**STATED EXERCISE:** Send each entry back exactly as given, pictures excluded.

Interface markup and scripts:
====
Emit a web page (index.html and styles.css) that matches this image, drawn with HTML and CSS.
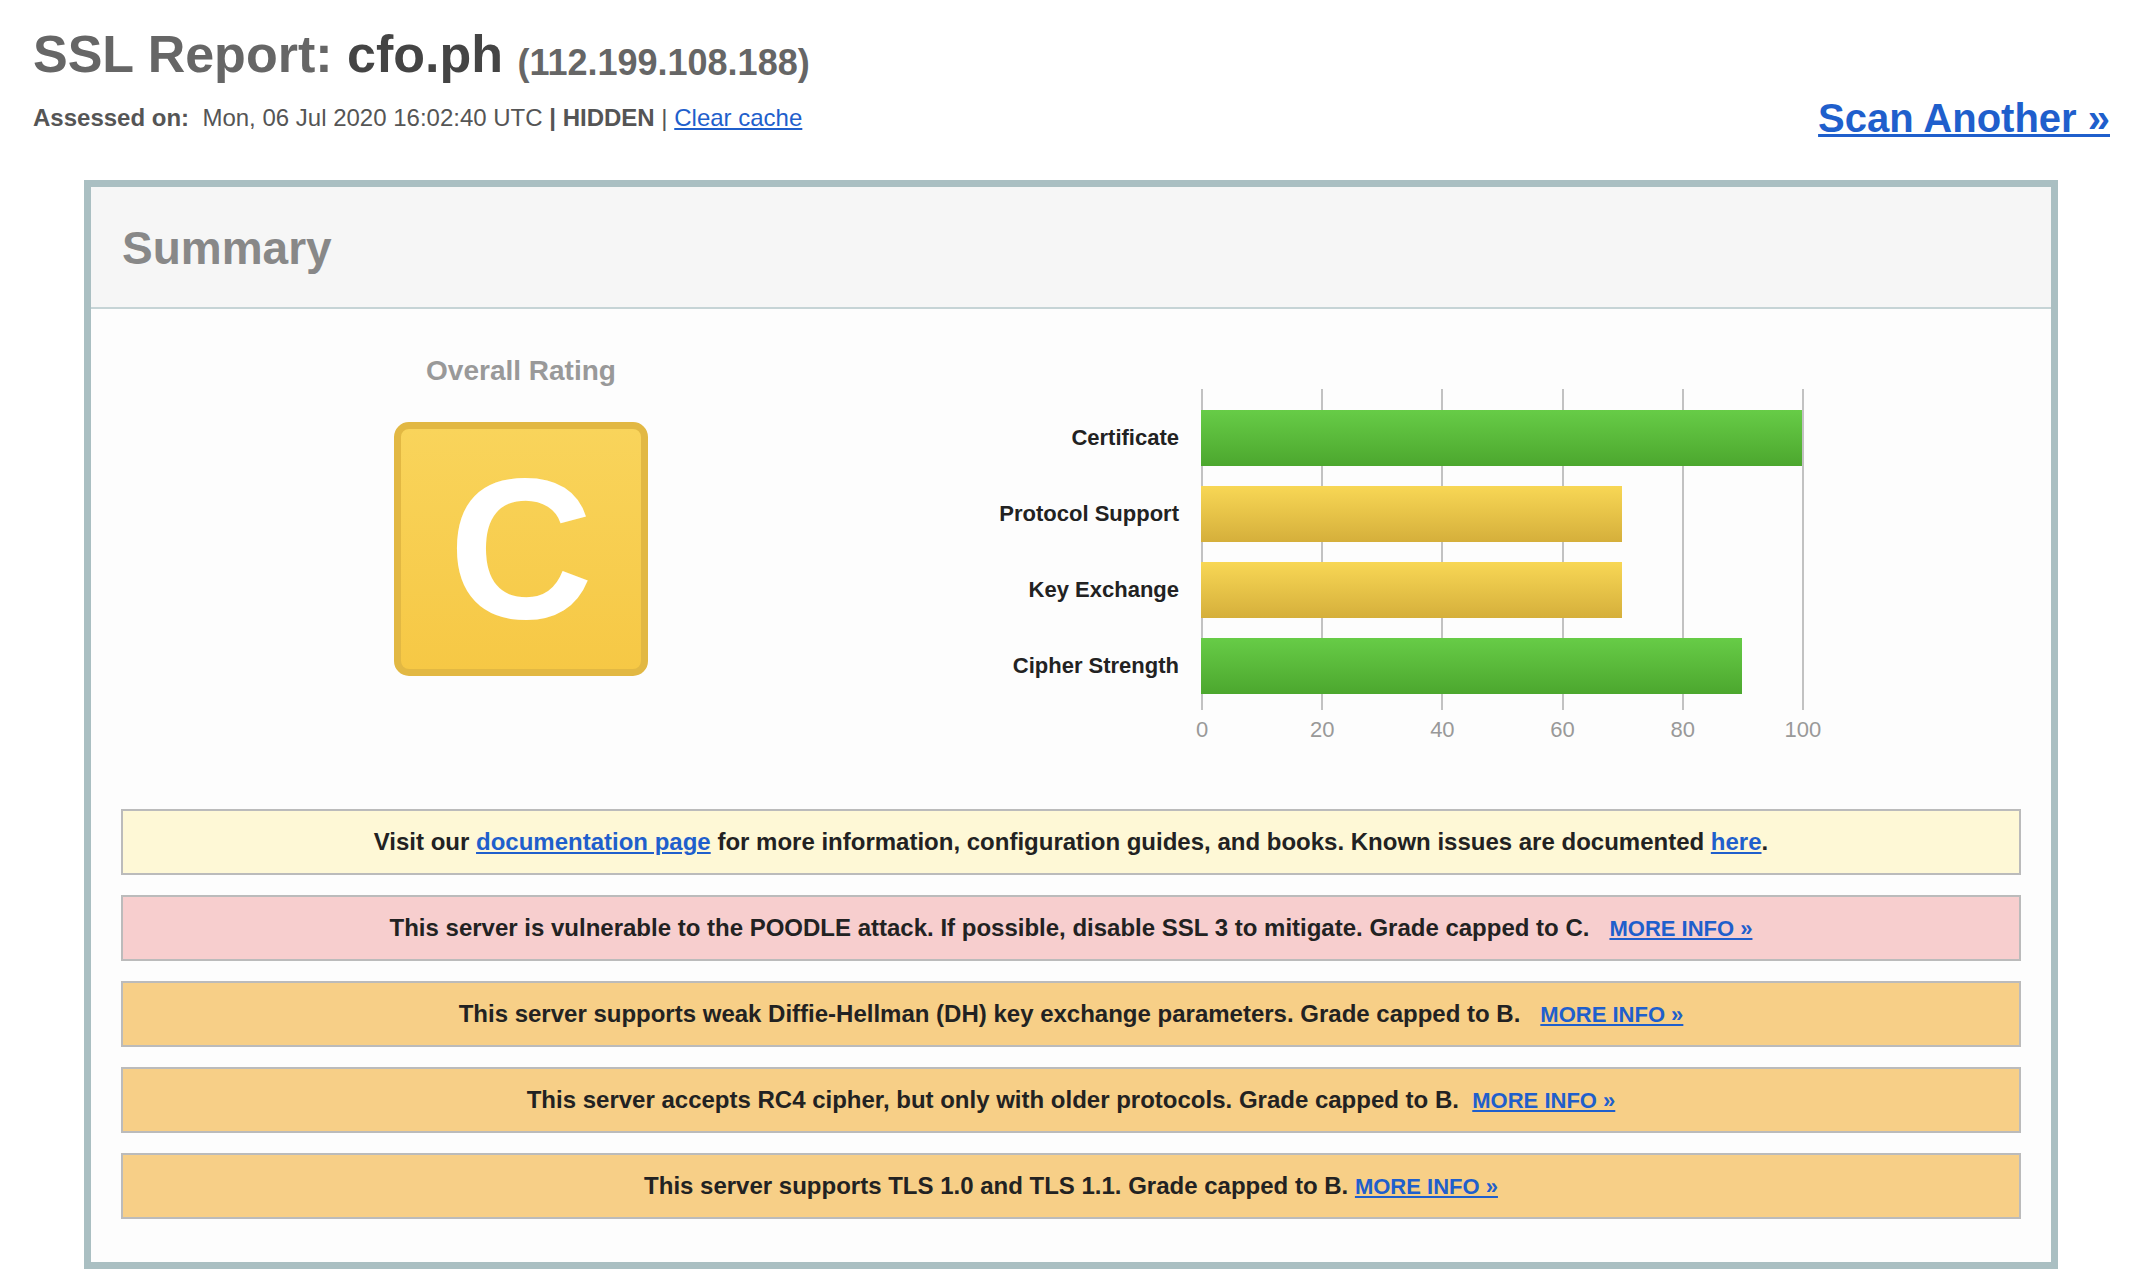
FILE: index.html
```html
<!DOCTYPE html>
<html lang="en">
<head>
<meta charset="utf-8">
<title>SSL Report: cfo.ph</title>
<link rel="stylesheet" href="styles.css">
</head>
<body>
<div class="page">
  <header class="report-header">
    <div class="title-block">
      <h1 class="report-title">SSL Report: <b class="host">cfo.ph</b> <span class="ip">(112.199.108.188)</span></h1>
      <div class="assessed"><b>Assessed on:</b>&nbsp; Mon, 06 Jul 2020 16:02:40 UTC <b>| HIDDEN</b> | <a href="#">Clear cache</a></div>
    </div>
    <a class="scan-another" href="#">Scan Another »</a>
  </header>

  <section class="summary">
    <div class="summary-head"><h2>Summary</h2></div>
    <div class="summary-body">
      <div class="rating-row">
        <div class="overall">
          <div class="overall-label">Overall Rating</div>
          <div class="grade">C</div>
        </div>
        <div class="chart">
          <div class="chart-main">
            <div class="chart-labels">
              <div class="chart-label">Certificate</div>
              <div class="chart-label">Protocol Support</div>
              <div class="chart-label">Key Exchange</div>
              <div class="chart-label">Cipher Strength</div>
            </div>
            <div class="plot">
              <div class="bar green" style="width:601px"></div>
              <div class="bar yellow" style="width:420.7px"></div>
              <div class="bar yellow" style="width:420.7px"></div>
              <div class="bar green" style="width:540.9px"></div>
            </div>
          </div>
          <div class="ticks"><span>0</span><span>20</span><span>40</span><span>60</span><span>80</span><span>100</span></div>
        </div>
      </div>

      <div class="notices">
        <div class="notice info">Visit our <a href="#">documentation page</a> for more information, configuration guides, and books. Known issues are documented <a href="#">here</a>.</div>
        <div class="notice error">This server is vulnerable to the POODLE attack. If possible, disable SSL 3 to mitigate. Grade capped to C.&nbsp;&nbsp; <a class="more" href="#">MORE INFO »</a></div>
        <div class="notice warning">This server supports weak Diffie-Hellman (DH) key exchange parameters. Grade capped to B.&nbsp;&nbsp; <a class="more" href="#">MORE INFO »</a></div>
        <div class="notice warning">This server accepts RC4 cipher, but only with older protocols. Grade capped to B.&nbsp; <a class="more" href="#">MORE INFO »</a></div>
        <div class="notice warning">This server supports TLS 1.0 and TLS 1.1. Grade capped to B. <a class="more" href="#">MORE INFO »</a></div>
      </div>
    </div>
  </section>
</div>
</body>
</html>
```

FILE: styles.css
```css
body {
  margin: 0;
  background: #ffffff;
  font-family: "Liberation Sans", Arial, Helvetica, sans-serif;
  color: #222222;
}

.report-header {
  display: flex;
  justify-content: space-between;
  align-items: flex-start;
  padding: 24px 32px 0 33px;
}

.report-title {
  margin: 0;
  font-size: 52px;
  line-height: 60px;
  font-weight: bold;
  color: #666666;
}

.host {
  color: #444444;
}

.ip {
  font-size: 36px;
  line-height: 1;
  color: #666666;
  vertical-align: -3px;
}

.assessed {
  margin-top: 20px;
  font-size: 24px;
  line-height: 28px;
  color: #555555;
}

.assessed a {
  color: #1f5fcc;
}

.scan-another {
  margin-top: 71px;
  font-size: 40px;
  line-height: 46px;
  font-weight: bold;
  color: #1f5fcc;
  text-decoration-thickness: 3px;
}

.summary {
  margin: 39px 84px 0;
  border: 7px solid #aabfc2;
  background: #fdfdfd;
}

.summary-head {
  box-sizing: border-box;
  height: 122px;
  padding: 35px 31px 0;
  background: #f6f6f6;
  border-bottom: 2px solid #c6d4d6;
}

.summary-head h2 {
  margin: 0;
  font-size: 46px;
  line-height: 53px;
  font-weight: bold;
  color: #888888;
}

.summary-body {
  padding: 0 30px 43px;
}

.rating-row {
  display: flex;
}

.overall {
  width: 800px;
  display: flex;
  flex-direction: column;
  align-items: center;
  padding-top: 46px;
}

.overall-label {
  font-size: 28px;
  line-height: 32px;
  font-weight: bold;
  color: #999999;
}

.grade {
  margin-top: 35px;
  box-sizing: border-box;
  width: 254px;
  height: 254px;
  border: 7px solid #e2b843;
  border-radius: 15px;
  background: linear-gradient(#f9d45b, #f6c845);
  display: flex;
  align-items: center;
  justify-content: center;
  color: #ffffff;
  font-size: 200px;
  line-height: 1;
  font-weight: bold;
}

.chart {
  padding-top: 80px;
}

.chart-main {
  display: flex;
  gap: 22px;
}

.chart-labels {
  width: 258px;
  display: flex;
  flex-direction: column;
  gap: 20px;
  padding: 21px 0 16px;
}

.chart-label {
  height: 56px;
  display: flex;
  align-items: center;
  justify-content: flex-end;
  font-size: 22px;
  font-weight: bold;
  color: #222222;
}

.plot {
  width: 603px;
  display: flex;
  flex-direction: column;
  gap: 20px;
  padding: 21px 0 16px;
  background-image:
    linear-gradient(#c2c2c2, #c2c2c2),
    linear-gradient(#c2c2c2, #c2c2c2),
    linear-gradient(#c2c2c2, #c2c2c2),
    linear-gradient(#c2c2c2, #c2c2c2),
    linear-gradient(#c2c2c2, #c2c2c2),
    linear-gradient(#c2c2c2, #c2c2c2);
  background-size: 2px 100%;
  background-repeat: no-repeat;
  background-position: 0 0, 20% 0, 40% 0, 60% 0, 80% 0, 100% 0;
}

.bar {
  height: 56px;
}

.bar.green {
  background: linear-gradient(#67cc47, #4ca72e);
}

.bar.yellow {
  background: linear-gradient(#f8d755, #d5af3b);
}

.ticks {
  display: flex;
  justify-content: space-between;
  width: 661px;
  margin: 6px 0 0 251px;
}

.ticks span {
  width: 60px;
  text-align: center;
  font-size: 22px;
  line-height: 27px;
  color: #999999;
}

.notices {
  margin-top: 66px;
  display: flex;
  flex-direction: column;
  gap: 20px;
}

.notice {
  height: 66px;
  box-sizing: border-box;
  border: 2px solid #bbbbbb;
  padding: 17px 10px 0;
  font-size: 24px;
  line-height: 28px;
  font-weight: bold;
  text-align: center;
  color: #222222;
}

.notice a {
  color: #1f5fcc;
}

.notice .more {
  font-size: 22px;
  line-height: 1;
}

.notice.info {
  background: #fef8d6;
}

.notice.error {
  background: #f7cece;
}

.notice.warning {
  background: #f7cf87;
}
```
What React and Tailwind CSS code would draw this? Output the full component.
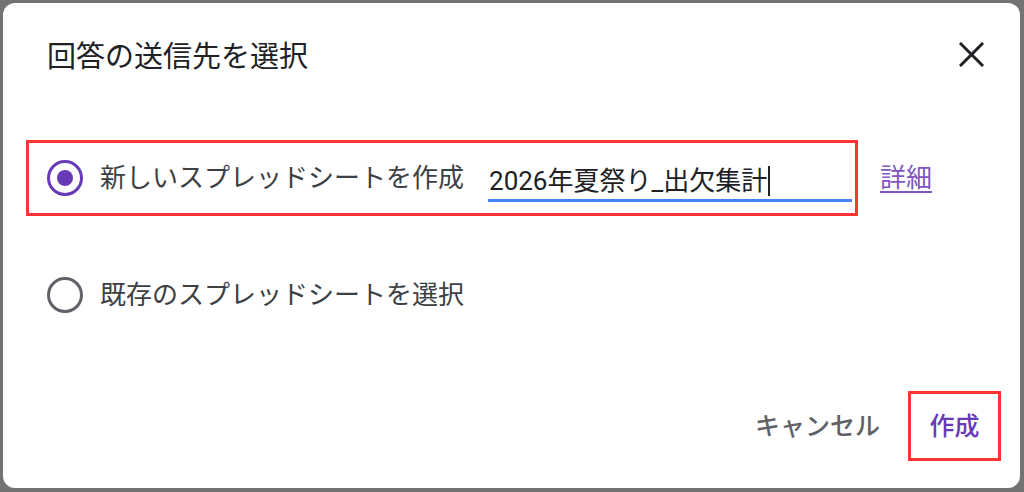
====
**FINAL ANSWER:**
Emit a web page (index.html and styles.css) that matches this image, drawn with HTML and CSS.
FILE: index.html
```html
<!DOCTYPE html>
<html lang="en">
<head>
<meta charset="utf-8">
<title>SSL Report: cfo.ph</title>
<link rel="stylesheet" href="styles.css">
</head>
<body>
<div class="page">
  <header class="report-header">
    <div class="title-block">
      <h1 class="report-title">SSL Report: <b class="host">cfo.ph</b> <span class="ip">(112.199.108.188)</span></h1>
      <div class="assessed"><b>Assessed on:</b>&nbsp; Mon, 06 Jul 2020 16:02:40 UTC <b>| HIDDEN</b> | <a href="#">Clear cache</a></div>
    </div>
    <a class="scan-another" href="#">Scan Another »</a>
  </header>

  <section class="summary">
    <div class="summary-head"><h2>Summary</h2></div>
    <div class="summary-body">
      <div class="rating-row">
        <div class="overall">
          <div class="overall-label">Overall Rating</div>
          <div class="grade">C</div>
        </div>
        <div class="chart">
          <div class="chart-main">
            <div class="chart-labels">
              <div class="chart-label">Certificate</div>
              <div class="chart-label">Protocol Support</div>
              <div class="chart-label">Key Exchange</div>
              <div class="chart-label">Cipher Strength</div>
            </div>
            <div class="plot">
              <div class="bar green" style="width:601px"></div>
              <div class="bar yellow" style="width:420.7px"></div>
              <div class="bar yellow" style="width:420.7px"></div>
              <div class="bar green" style="width:540.9px"></div>
            </div>
          </div>
          <div class="ticks"><span>0</span><span>20</span><span>40</span><span>60</span><span>80</span><span>100</span></div>
        </div>
      </div>

      <div class="notices">
        <div class="notice info">Visit our <a href="#">documentation page</a> for more information, configuration guides, and books. Known issues are documented <a href="#">here</a>.</div>
        <div class="notice error">This server is vulnerable to the POODLE attack. If possible, disable SSL 3 to mitigate. Grade capped to C.&nbsp;&nbsp; <a class="more" href="#">MORE INFO »</a></div>
        <div class="notice warning">This server supports weak Diffie-Hellman (DH) key exchange parameters. Grade capped to B.&nbsp;&nbsp; <a class="more" href="#">MORE INFO »</a></div>
        <div class="notice warning">This server accepts RC4 cipher, but only with older protocols. Grade capped to B.&nbsp; <a class="more" href="#">MORE INFO »</a></div>
        <div class="notice warning">This server supports TLS 1.0 and TLS 1.1. Grade capped to B. <a class="more" href="#">MORE INFO »</a></div>
      </div>
    </div>
  </section>
</div>
</body>
</html>
```

FILE: styles.css
```css
body {
  margin: 0;
  background: #ffffff;
  font-family: "Liberation Sans", Arial, Helvetica, sans-serif;
  color: #222222;
}

.report-header {
  display: flex;
  justify-content: space-between;
  align-items: flex-start;
  padding: 24px 32px 0 33px;
}

.report-title {
  margin: 0;
  font-size: 52px;
  line-height: 60px;
  font-weight: bold;
  color: #666666;
}

.host {
  color: #444444;
}

.ip {
  font-size: 36px;
  line-height: 1;
  color: #666666;
  vertical-align: -3px;
}

.assessed {
  margin-top: 20px;
  font-size: 24px;
  line-height: 28px;
  color: #555555;
}

.assessed a {
  color: #1f5fcc;
}

.scan-another {
  margin-top: 71px;
  font-size: 40px;
  line-height: 46px;
  font-weight: bold;
  color: #1f5fcc;
  text-decoration-thickness: 3px;
}

.summary {
  margin: 39px 84px 0;
  border: 7px solid #aabfc2;
  background: #fdfdfd;
}

.summary-head {
  box-sizing: border-box;
  height: 122px;
  padding: 35px 31px 0;
  background: #f6f6f6;
  border-bottom: 2px solid #c6d4d6;
}

.summary-head h2 {
  margin: 0;
  font-size: 46px;
  line-height: 53px;
  font-weight: bold;
  color: #888888;
}

.summary-body {
  padding: 0 30px 43px;
}

.rating-row {
  display: flex;
}

.overall {
  width: 800px;
  display: flex;
  flex-direction: column;
  align-items: center;
  padding-top: 46px;
}

.overall-label {
  font-size: 28px;
  line-height: 32px;
  font-weight: bold;
  color: #999999;
}

.grade {
  margin-top: 35px;
  box-sizing: border-box;
  width: 254px;
  height: 254px;
  border: 7px solid #e2b843;
  border-radius: 15px;
  background: linear-gradient(#f9d45b, #f6c845);
  display: flex;
  align-items: center;
  justify-content: center;
  color: #ffffff;
  font-size: 200px;
  line-height: 1;
  font-weight: bold;
}

.chart {
  padding-top: 80px;
}

.chart-main {
  display: flex;
  gap: 22px;
}

.chart-labels {
  width: 258px;
  display: flex;
  flex-direction: column;
  gap: 20px;
  padding: 21px 0 16px;
}

.chart-label {
  height: 56px;
  display: flex;
  align-items: center;
  justify-content: flex-end;
  font-size: 22px;
  font-weight: bold;
  color: #222222;
}

.plot {
  width: 603px;
  display: flex;
  flex-direction: column;
  gap: 20px;
  padding: 21px 0 16px;
  background-image:
    linear-gradient(#c2c2c2, #c2c2c2),
    linear-gradient(#c2c2c2, #c2c2c2),
    linear-gradient(#c2c2c2, #c2c2c2),
    linear-gradient(#c2c2c2, #c2c2c2),
    linear-gradient(#c2c2c2, #c2c2c2),
    linear-gradient(#c2c2c2, #c2c2c2);
  background-size: 2px 100%;
  background-repeat: no-repeat;
  background-position: 0 0, 20% 0, 40% 0, 60% 0, 80% 0, 100% 0;
}

.bar {
  height: 56px;
}

.bar.green {
  background: linear-gradient(#67cc47, #4ca72e);
}

.bar.yellow {
  background: linear-gradient(#f8d755, #d5af3b);
}

.ticks {
  display: flex;
  justify-content: space-between;
  width: 661px;
  margin: 6px 0 0 251px;
}

.ticks span {
  width: 60px;
  text-align: center;
  font-size: 22px;
  line-height: 27px;
  color: #999999;
}

.notices {
  margin-top: 66px;
  display: flex;
  flex-direction: column;
  gap: 20px;
}

.notice {
  height: 66px;
  box-sizing: border-box;
  border: 2px solid #bbbbbb;
  padding: 17px 10px 0;
  font-size: 24px;
  line-height: 28px;
  font-weight: bold;
  text-align: center;
  color: #222222;
}

.notice a {
  color: #1f5fcc;
}

.notice .more {
  font-size: 22px;
  line-height: 1;
}

.notice.info {
  background: #fef8d6;
}

.notice.error {
  background: #f7cece;
}

.notice.warning {
  background: #f7cf87;
}
```
What React and Tailwind CSS code would draw this? Output the full component.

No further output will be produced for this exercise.